Why did this process work on Luke, by the way?  I mean, he’s strong in the force, right?  He’s been trained to deal with mind affecting things.  Why should this be any different?  I know he eventually shakes it off, but why did it work in the first place?  Was it the concussion?  By the way, that’s still an issue.  I maintain that a concussion this bad should have already killed him.

New problem.  All right, this is an Imperial ship, gathering up troops for an enormous attack against their enemies.  It’s programmed to gather up Stormtroopers from across the galaxy and take them to the attack!  Why does it need this resocialization tech?  I mean, aren’t stormtroopers already fiercely loyal? 

Building on the same issue, the ship is run by a single, apparently completely deficient, AI.  At some point it went rogue for whatever reason and screwed stuff up and was lost for a generation.  Children have been born, grown up and had children of their own by the time this thing was found, thirty years.  I want everyone to hold on to that for a minute.  It got lost because it was automated and something went wrong and everything got lost.  Wasn’t that the plot to Dark Force Rising?

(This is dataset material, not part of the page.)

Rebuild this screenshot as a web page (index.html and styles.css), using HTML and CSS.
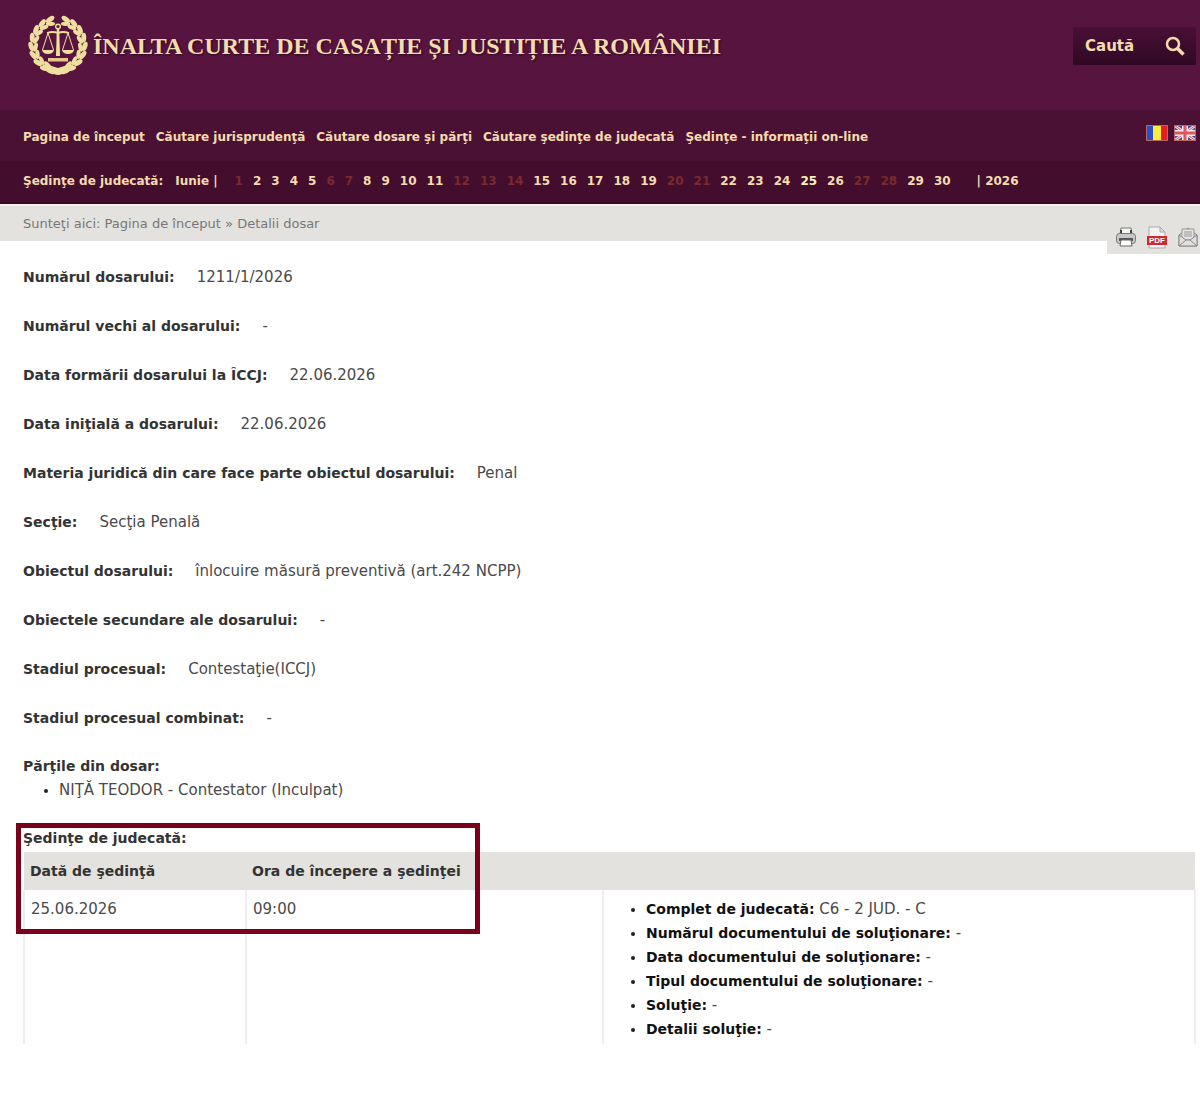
FILE: index.html
```html
<!DOCTYPE html>
<html lang="ro">
<head>
<meta charset="utf-8">
<meta name="viewport" content="width=device-width, initial-scale=1">
<title>Detalii dosar - Înalta Curte de Casație și Justiție a României</title>
<link rel="stylesheet" href="styles.css">
</head>
<body>
<header class="masthead">
  <a class="brand" href="#">
    <svg class="emblem" viewBox="0 0 60 60" aria-hidden="true">
      <defs>
        <g id="leaf">
          <ellipse cx="30" cy="3.200" rx="4.800" ry="2.500" transform="rotate(16 30 3.200)"/>
          <ellipse cx="31" cy="7.500" rx="4.600" ry="2.100" transform="rotate(-18 31 7.500)"/>
        </g>
        <g id="branch">
          <use href="#leaf" transform="rotate(17 30 30)"/>
          <use href="#leaf" transform="rotate(36 30 30)"/>
          <use href="#leaf" transform="rotate(55 30 30)"/>
          <use href="#leaf" transform="rotate(74 30 30)"/>
          <use href="#leaf" transform="rotate(93 30 30)"/>
          <use href="#leaf" transform="rotate(112 30 30)"/>
          <use href="#leaf" transform="rotate(131 30 30)"/>
          <use href="#leaf" transform="rotate(150 30 30)"/>
        </g>
      </defs>
      <g fill="#efdf9f">
        <use href="#branch"/>
        <use href="#branch" transform="matrix(-1 0 0 1 60 0)"/>
        <path d="M14 49q8 1 16 4q8-3 16-4l-4 7q-4 4-8 3q-4 2-8 0q-4 1-8-3z"/>
        <path d="M20 43h20v3.500H20z" fill="#e8c58c"/>
        <path d="M28.800 14h2.400l.8 27h-4z"/>
        <path d="M14 35h12q-1 4-6 4t-6-4zM34 35h12q-1 4-6 4t-6-4z"/>
      </g>
      <g fill="none" stroke="#efdf9f">
        <circle cx="30" cy="11.500" r="2.300" stroke-width="1.400"/>
        <path d="M19 18q6-2 11 0q5-2 11 0" stroke-width="1.800"/>
        <path d="M20 18l-5.500 17M20 18l5.500 17M40 18l-5.500 17M40 18l5.500 17"/>
      </g>
    </svg>
    <span class="brand-name">ÎNALTA CURTE DE CASAȚIE ȘI JUSTIȚIE A ROMÂNIEI</span>
  </a>
  <form class="search" action="#">
    <input class="search-field" type="text" aria-label="Caută" value="Caută">
    <button class="search-button" type="submit" aria-label="Caută">
      <svg viewBox="0 0 20 20" width="20" height="20" fill="none" stroke="#f3dcae" aria-hidden="true"><circle cx="8" cy="8" r="6" stroke-width="2.500"/><path d="M12.500 12.500l6 6" stroke-width="3.500"/></svg>
    </button>
  </form>
</header>

<nav class="menu" aria-label="Meniu principal">
  <div class="menu-links">
    <a href="#">Pagina de început</a>
    <a href="#">Căutare jurisprudenţă</a>
    <a href="#">Căutare dosare şi părţi</a>
    <a href="#">Căutare şedinţe de judecată</a>
    <a href="#">Şedinţe - informaţii on-line</a>
  </div>
  <div class="languages">
    <a href="#" aria-label="Română"><svg viewBox="0 0 22 16" width="22" height="16"><path fill="#2850c8" d="M0 0h8v16H0z"/><path fill="#ffeb3a" d="M7 0h8v16H7z"/><path fill="#e01f22" d="M15 0h7v16h-7z"/><path fill="none" stroke="#b9675f" d="M.5.5h21v15H.5z"/></svg></a>
    <a href="#" aria-label="English"><svg viewBox="0 0 22 16" width="22" height="16"><path fill="#414f9b" d="M0 0h22v16H0z"/><path stroke="#f3dfe5" stroke-width="3" d="M0 0l22 16M22 0L0 16"/><path stroke="#d0606c" d="M0 0l22 16M22 0L0 16"/><path stroke="#f6e7ea" stroke-width="6" d="M11 0v16M0 8h22"/><path stroke="#df5560" stroke-width="3" d="M11 0v16M0 8h22"/><path fill="none" stroke="#b9675f" d="M.5.5h21v15H.5z"/></svg></a>
  </div>
</nav>

<nav class="calendar" aria-label="Şedinţe de judecată">
  <span>Şedinţe de judecată:</span>
  <span class="month">Iunie |</span>
  <div class="days">
    <span class="off">1</span><a href="#">2</a><a href="#">3</a><a href="#">4</a><a href="#">5</a><span class="off">6</span><span class="off">7</span><a href="#">8</a><a href="#">9</a><a href="#">10</a><a href="#">11</a><span class="off">12</span><span class="off">13</span><span class="off">14</span><a href="#">15</a><a href="#">16</a><a href="#">17</a><a href="#">18</a><a href="#">19</a><span class="off">20</span><span class="off">21</span><a href="#">22</a><a href="#">23</a><a href="#">24</a><a class="today" href="#">25</a><a href="#">26</a><span class="off">27</span><span class="off">28</span><a href="#">29</a><a href="#">30</a>
  </div>
  <span class="year">| 2026</span>
</nav>

<div class="crumbs">
  <div class="trail">Sunteţi aici: <a href="#">Pagina de început</a> » Detalii dosar</div>
  <div class="tools">
    <a href="#" aria-label="Tipărire"><svg viewBox="0 0 22 22" width="22" height="22"><path fill="#f7f7f7" stroke="#777" d="M6 2h10l1 6H5z"/><path fill="#444" d="M5 4h2v4H5zM15 4h2v4h-2z"/><rect x="1.500" y="7.500" width="19" height="10" rx="3" fill="#c8c8c8" stroke="#777"/><path fill="#555" d="M4 12h14v3H4z"/><path fill="#fff" stroke="#666" d="M6 14h10l1 6H5z"/></svg></a>
    <a href="#" aria-label="PDF"><svg viewBox="0 0 22 24" width="22" height="24"><path fill="#f3f3f3" stroke="#aaa" d="M3 2h11l5 5v16H3z"/><path fill="#ddd" stroke="#aaa" d="M14 2v5h5z"/><path fill="#cf2a30" d="M1 11h20v9H1z"/><text class="pdf-text" x="11" y="18" text-anchor="middle">PDF</text></svg></a>
    <a href="#" aria-label="Trimite prin e-mail"><svg viewBox="0 0 22 22" width="22" height="22"><path fill="#ccc" stroke="#888" d="M2 9l9-7 9 7v11H2z"/><path fill="#e4e4e4" stroke="#999" d="M5 3h12v11H5z"/><path stroke="#999" d="M7 6h8M7 8h8M7 10h8"/><path fill="#e0e0e0" stroke="#888" d="M2 9l7 5h4l7-5v11H2zM2 20l7-6M20 20l-7-6"/></svg></a>
  </div>
</div>

<main class="content">
  <dl class="details">
    <div class="detail"><dt>Numărul dosarului:</dt><dd>1211/1/2026</dd></div>
    <div class="detail"><dt>Numărul vechi al dosarului:</dt><dd>-</dd></div>
    <div class="detail"><dt>Data formării dosarului la ÎCCJ:</dt><dd>22.06.2026</dd></div>
    <div class="detail"><dt>Data iniţială a dosarului:</dt><dd>22.06.2026</dd></div>
    <div class="detail"><dt>Materia juridică din care face parte obiectul dosarului:</dt><dd>Penal</dd></div>
    <div class="detail"><dt>Secţie:</dt><dd>Secţia Penală</dd></div>
    <div class="detail"><dt>Obiectul dosarului:</dt><dd>înlocuire măsură preventivă (art.242 NCPP)</dd></div>
    <div class="detail"><dt>Obiectele secundare ale dosarului:</dt><dd>-</dd></div>
    <div class="detail"><dt>Stadiul procesual:</dt><dd>Contestaţie(ICCJ)</dd></div>
    <div class="detail"><dt>Stadiul procesual combinat:</dt><dd>-</dd></div>
  </dl>
  <section class="parties">
    <h2>Părţile din dosar:</h2>
    <ul>
      <li>NIŢĂ TEODOR - Contestator (Inculpat)</li>
    </ul>
  </section>
  <section class="hearings">
    <h2>Şedinţe de judecată:</h2>
    <table class="hearing-table">
      <thead>
        <tr><th class="col-date" scope="col">Dată de şedinţă</th><th class="col-hour" scope="col">Ora de începere a şedinţei</th><th></th></tr>
      </thead>
      <tbody>
        <tr>
          <td>25.06.2026</td>
          <td>09:00</td>
          <td>
            <ul>
              <li><b>Complet de judecată:</b> C6 - 2 JUD. - C</li>
              <li><b>Numărul documentului de soluţionare:</b> -</li>
              <li><b>Data documentului de soluţionare:</b> -</li>
              <li><b>Tipul documentului de soluţionare:</b> -</li>
              <li><b>Soluţie:</b> -</li>
              <li><b>Detalii soluţie:</b> -</li>
            </ul>
          </td>
        </tr>
      </tbody>
    </table>
    <div class="highlight"></div>
  </section>
</main>
</body>
</html>
```
FILE: styles.css
```css
* { box-sizing: border-box; }

body {
  margin: 0;
  background: #fff;
  color: #4a4a4a;
  font: 15px/24px "DejaVu Sans", Verdana, sans-serif;
}

a { color: inherit; text-decoration: none; }
svg { display: block; }
h2, dl, dd, ul { margin: 0; padding: 0; }
h2, dt { color: #333; font-size: 14px; line-height: 24px; font-weight: bold; }

.masthead {
  display: flex;
  justify-content: space-between;
  align-items: flex-start;
  height: 110px;
  padding: 15px 4px 0 28px;
  background: #57143e;
}
.brand { display: flex; align-items: center; gap: 5px; }
.emblem { width: 60px; height: 60px; }
.brand-name {
  padding-top: 2px;
  color: #f3dcae;
  font: bold 24px/32px "Liberation Serif", serif;
  text-shadow: 1px 1px 2px #2c0820;
}
.search {
  display: flex;
  align-items: center;
  width: 123px;
  height: 38px;
  margin-top: 12px;
  padding: 0 11px 0 12px;
  background: linear-gradient(#4a1036, #2f0823);
}
.search-field {
  flex: 1;
  min-width: 0;
  padding: 0;
  border: 0;
  background: none;
  color: #f3dcae;
  font: bold 15px/24px "DejaVu Sans", Verdana, sans-serif;
}
.search-button { padding: 0; border: 0; background: none; }

.menu {
  display: flex;
  justify-content: space-between;
  min-height: 51px;
  padding: 15px 4px 12px 23px;
  background: #4b1135;
  color: #f3dcae;
  font-size: 12px;
  font-weight: bold;
}
.menu-links { display: flex; flex-wrap: wrap; gap: 11px; }
.languages { display: flex; gap: 6px; }

.calendar {
  display: flex;
  flex-wrap: wrap;
  min-height: 43px;
  padding: 8px 4px 9px 23px;
  border-bottom: 2px solid #3a0526;
  background: #430e2e;
  color: #f3dcae;
  font-size: 12px;
  font-weight: bold;
}
.month { margin: 0 17px 0 12px; }
.days { display: flex; flex-wrap: wrap; gap: 10px; }
.off { color: #7a2a2c; }
.today { color: #fff3b8; }
.year { margin-left: 26px; }

.crumbs {
  display: flex;
  justify-content: space-between;
  height: 37px;
  padding-left: 23px;
  border-top: 2px solid #f0efed;
  background: #e3e2de;
  color: #777;
  font-size: 13px;
}
.trail { padding-top: 6px; }
.tools {
  display: flex;
  align-items: center;
  gap: 9px;
  height: 48px;
  padding: 14px 1px 0 8px;
  background: #e3e2de;
}
.pdf-text { fill: #fff; font: bold 8px "Liberation Sans", sans-serif; }

.content { padding: 24px 4px 0 23px; }
.details { display: grid; gap: 25px; margin-bottom: 24px; }
.detail { display: flex; gap: 22px; }

.parties { margin-bottom: 24px; }
.parties ul { padding-left: 36px; }

.hearings { position: relative; }
.hearing-table {
  width: 100%;
  margin-top: 2px;
  border-collapse: collapse;
  table-layout: fixed;
}
.col-date { width: 222px; }
.col-hour { width: 357px; }
.hearing-table th {
  height: 38px;
  padding: 0 6px;
  background: #e3e2de;
  color: #333;
  font-size: 14px;
  text-align: left;
}
.hearing-table td {
  padding: 7px 6px 3px;
  border: 2px solid #eee;
  border-width: 0 2px;
  vertical-align: top;
}
.hearing-table ul { padding-left: 36px; }
.hearing-table b { color: #111; font-size: 14px; }
li::marker { color: #222; font-size: 14px; }

.highlight {
  position: absolute;
  top: -3px;
  left: -7px;
  width: 464px;
  height: 111px;
  border: 5px solid #7b0019;
}
```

Recycling better written plots.  Whatever.  Anyway, this supercomputer AI is unable to tell the difference between human stormtroopers, elite human forces of the Empire, and obese pigmen.   Or bizarre tripod things.  Come on, author, those things aren’t even the right silhouette.  How could the AI be this monumentally stupid?

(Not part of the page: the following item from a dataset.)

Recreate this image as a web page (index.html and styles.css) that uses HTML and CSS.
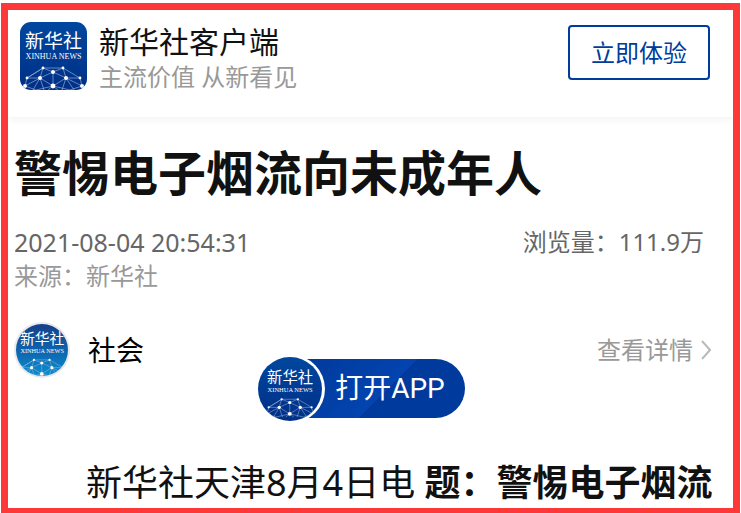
FILE: index.html
```html
<!DOCTYPE html>
<html lang="zh-CN">
<head>
<meta charset="utf-8">
<meta name="viewport" content="width=device-width, initial-scale=1">
<title>警惕电子烟流向未成年人</title>
<link rel="stylesheet" href="styles.css">
</head>
<body>
<svg class="defs" aria-hidden="true">
  <defs>
    <linearGradient id="navy" x1="0" y1="0" x2="0" y2="1"><stop offset="0" stop-color="#00479f"/><stop offset="1" stop-color="#002f86"/></linearGradient>
    <linearGradient id="sky" x1="0" y1="0" x2="0" y2="1"><stop offset="0" stop-color="#183b86"/><stop offset=".5" stop-color="#0e63ad"/><stop offset="1" stop-color="#0a93d2"/></linearGradient>
    <g id="mark">
      <g class="net-lines">
        <path d="M7 56 23 46 43 46 60 56M23 46 33 50 43 46M7 56 20 56 33 50 46 56 60 56M23 46 20 56 33 64 46 56 43 46M33 50V64M7 56 5 64 20 56 13 68M60 56 62 64 46 56 54 68M5 64 16 68 33 64 50 68 62 64M20 56 24 68M46 56 42 68M23 46 7 56M33 64 28 68M33 64 38 68"/>
      </g>
      <g class="net-dots">
        <circle cx="23" cy="46" r="1.4"/><circle cx="43" cy="46" r="1.4"/><circle cx="33" cy="50" r="2"/><circle cx="7" cy="56" r="1.4"/><circle cx="60" cy="56" r="1.4"/><circle cx="20" cy="56" r="2"/><circle cx="46" cy="56" r="2"/><circle cx="33" cy="64" r="2.4"/><circle cx="5" cy="64" r="2"/><circle cx="62" cy="64" r="2"/>
      </g>
      <text class="mark-cn" x="33.5" y="26">新华社</text>
      <text class="mark-en" x="33.5" y="37">XINHUA NEWS</text>
    </g>
    <clipPath id="square"><rect width="67" height="68" rx="11"/></clipPath>
    <clipPath id="round"><circle cx="28" cy="28" r="26"/></clipPath>
    <clipPath id="badge"><circle cx="32" cy="32" r="32"/></clipPath>
  </defs>
</svg>
<div class="frame">
  <header class="topbar">
    <svg class="logo" viewBox="0 0 67 68" role="img" aria-label="新华社">
      <g clip-path="url(#square)"><rect width="67" height="68" fill="url(#navy)"/><use href="#mark"/></g>
    </svg>
    <div class="brand">
      <div class="brand-name">新华社客户端</div>
      <div class="brand-slogan">主流价值 从新看见</div>
    </div>
    <button class="try" type="button">立即体验</button>
  </header>
  <main class="article">
    <h1>警惕电子烟流向未成年人</h1>
    <div class="meta">
      <time datetime="2021-08-04T20:54:31">2021-08-04 20:54:31</time>
      <span class="views">浏览量：111.9万</span>
    </div>
    <div class="source">来源：新华社</div>
    <div class="channel">
      <svg class="avatar" viewBox="0 0 56 56" aria-hidden="true">
        <circle cx="28" cy="28" r="28" fill="#e8e9ec"/>
        <g clip-path="url(#round)"><rect width="56" height="56" fill="url(#sky)"/><use href="#mark" transform="translate(2 2) scale(.78)"/></g>
      </svg>
      <span class="channel-name">社会</span>
      <a class="more" href="#">查看详情
        <svg class="chevron" viewBox="0 0 10 20" aria-hidden="true"><path d="M1 1 9 10 1 19"/></svg>
      </a>
    </div>
    <p class="lead">新华社天津8月4日电 <strong>题：警惕电子烟流</strong></p>
  </main>
  <button class="open-app" type="button">
    <svg class="app-badge" viewBox="0 0 67 64" aria-hidden="true">
      <circle cx="33" cy="32" r="34" fill="#fff"/>
      <g clip-path="url(#badge)"><rect width="64" height="64" fill="url(#navy)"/><use href="#mark" transform="translate(5 5) scale(.81)"/></g>
    </svg>
    <span class="app-label">打开APP</span>
  </button>
</div>
</body>
</html>
```
FILE: styles.css
```css
* {
  box-sizing: border-box;
}

body {
  margin: 0;
  padding: 3px 1px 0;
  background: #fff;
  color: #111;
  font-family: "Noto Sans", "Noto Sans CJK SC", sans-serif;
  font-size: 24px;
  font-weight: 400;
  line-height: 34px;
}

button {
  font: inherit;
}

.defs {
  position: absolute;
  width: 0;
  height: 0;
}

.frame {
  position: relative;
  border: 7px solid #fc3938;
  border-bottom-width: 6px;
}

.topbar {
  display: flex;
  align-items: flex-start;
  padding: 12px 23px 25px 12px;
  box-shadow: 0 2px 8px rgba(0, 0, 0, 0.06);
  clip-path: inset(0 0 -12px 0);
}

.logo {
  width: 67px;
  height: 68px;
}

.net-lines {
  fill: none;
  stroke: #a9bddd;
  stroke-width: 0.6;
}

.net-dots {
  fill: #fff;
}

.mark-cn,
.mark-en {
  fill: #fff;
  text-anchor: middle;
}

.mark-cn {
  font: 400 19px "Noto Sans CJK SC", sans-serif;
}

.mark-en {
  font: 400 8px "Liberation Serif", serif;
}

.brand {
  flex: 1;
  padding-left: 12px;
}

.brand-name {
  font-size: 30px;
  line-height: 40px;
}

.brand-slogan {
  color: #999;
  line-height: 30px;
}

.try {
  margin-top: 3px;
  padding: 0 21px;
  height: 55px;
  border: 2px solid #003c9c;
  border-radius: 4px;
  background: #fff;
  color: #003c9c;
}

.article {
  padding: 24px 22px 0 6px;
}

h1 {
  margin: 0 0 20px;
  font-size: 48px;
  font-weight: 700;
  line-height: 64px;
}

.meta {
  display: flex;
  justify-content: space-between;
  padding-right: 7px;
  color: #666;
  font-size: 25px;
}

.views {
  font-size: 24px;
}

.source {
  color: #999;
}

.channel {
  display: flex;
  align-items: center;
  margin: 29px 0 80px;
}

.avatar {
  width: 56px;
  height: 56px;
}

.channel-name {
  margin-left: 18px;
  color: #000;
  font-size: 28px;
}

.more {
  display: flex;
  align-items: center;
  gap: 8px;
  margin-left: auto;
  color: #999;
  text-decoration: none;
}

.chevron {
  width: 10px;
  height: 20px;
  fill: none;
  stroke: #bbb;
  stroke-width: 2;
}

.lead {
  margin: 0 -22px 0 0;
  font-size: 36px;
  line-height: 50px;
  text-indent: 2em;
  white-space: nowrap;
}

.lead strong {
  font-weight: 700;
}

.open-app {
  position: absolute;
  bottom: 90px;
  left: 250px;
  display: flex;
  align-items: center;
  width: 207px;
  height: 59px;
  padding: 0;
  border: 0;
  border-radius: 30px;
  background: linear-gradient(135deg, #003a9c 20%, #0444b0 60%, #003a9c 60%);
  color: #fff;
}

.app-badge {
  flex: none;
  width: 67px;
  height: 64px;
}

.app-label {
  flex: 1;
  padding-right: 10px;
  font-family: Roboto, "Noto Sans CJK SC", sans-serif;
  font-size: 28px;
  font-weight: 400;
}
```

It picks up jawas at one point, which lead to a whole new can of worms being opened that I never thought I’d see out of one of the heroes of the rebellion.  Deep seated racism.  At every opportunity, the author seems to convey that Luke’s feelings about an entire race of sentient life are little more than dirty, hairy, smelly gutter snipes that delight in nothing more than tearing things apart.  And when I say that she does this at every opportunity, it’s mentioned somewhere around four times in twenty or thirty pages.  Grubby, stinky, shadowy, damned jawas, always disassembling my land speeder and selling the part for space cocaine!

In the single instance that we have with Leia in all of this, she’s exploring a planet, a planet that was attacked about thirty years ago by the Empire, but apparently not as hard as they wanted.  Leia pokes around and has a force vision of kids and, apparently, a jedi master who comes out of a door that doesn’t seem apparent now.  She concludes that a jedi should have been able to hide a doorway, even from  sensors.  So, let me get this straight.  Jedi force powers can hide something from a sensor sweep, literally decades after the fact?

So, racism, a full on idiot AI, a recycled plot involving a super weapon that went astray, and jedi that are dumb even in context.  Yup, it’s bad Star Wars.